很多重要的应用要处理大量在线流式数据,并返回近似实时的结果,比如社交网络趋势追踪,网站指标统计,广告系统。所以需要具备分布式流式处理框架的基本特征,包括良好的扩展性(百级别节点)和低延迟(秒级别)。
批处理
MapReduce和Spark Core都是批处理:需要收集数据,然后分批处理,这样一般会有一定的延时。
流式处理
数据收集后,直接处理。
流式计算框架
Spark Streaming 是微批(微小批处理)处理,可以达到秒级延时。
Spark Streaming将Spark扩展为大规模流处理系统,可以扩展到100节点规模,达到秒级延迟,高效且具有良好的容错性,提供了类似批处理的API,可以很容易实现复杂算法。Spark Streaming可以和其他系统做很好的集成。

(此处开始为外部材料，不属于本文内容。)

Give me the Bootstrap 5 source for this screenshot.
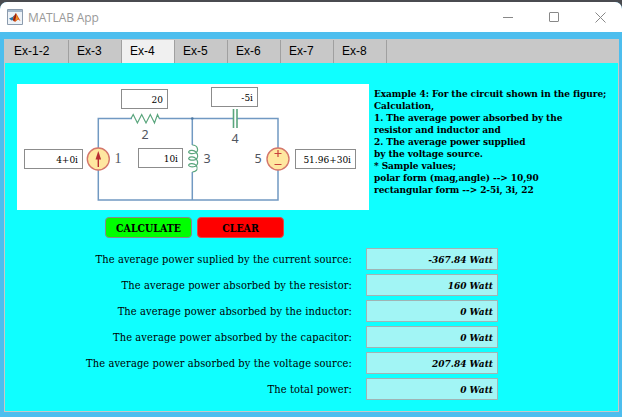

Spark Streaming将流式计算转化为一批很小的、确定的批处理作业(micro-batch)。它以X秒为单位将数据流切分成离散的作业,将每批数据看做RDD,使用RDD操作符处理,最终结果以RDD为单位返回(写入HDFS或者其他系统)。Spark Streaming仍然是运行在Driver Executor的环境里。
Hashtag是微博内容中的标签,可用于检索、建索引等,Twitter提供了流式获取Hashtag的API,Spark Streaming封装了Twitter的Hashtag API。
从Twitter中获取Hashtag
输入Twitter的用户名和密码,就会实时的查看关注的大V发的微博,大V发的微博会像流一样实时的推送过来,流式数据切分成一个个的Batch,以秒为单位定义成DStream,相当于一个RDD流。
// 构造一个StreamingContext对象,并将每秒产生的数据作为一批处理
val ssc = new StreamingContext(sparkConf, Seconds(1))
// 通过StreamingContext 中的twitterStream接口,创建DStream,DStream是一块代表流式数据的RDD序列
val tweets = ssc.twitterStream()
// Transformation: 从一个Dstream得到另一个Dstream
val hashTags = tweets.flatMap (status => getTags(status))
// Output Operation: 将数据写入外部存储设备
hashTags.saveAsHadoopFiles("hdfs://...")
Spark Stream:
DStream->Transformation->DStream
Spark SQL:
Dataframe/Dataset ->Transformation->Dataframe/Dataset
Spark:
RDD->Transformation->RDD
Spark Stream类似一个服务,永远不会运行结束,它跟着数据的流入运算,会产生很多小文件。如果没有数据流入就一直监听,看是否有新的数据进来。批处理会结束,它扫描完数据源后就开始运算,再写入数据源目录的数据文件不会被包含进来。
实例:NetworkWordCount
import org.apache.spark.storage.StorageLevel
import org.apache.spark.streaming.{Seconds, StreamingContext}
val sparkConf = new SparkConf().setAppName("NetworkWordCount")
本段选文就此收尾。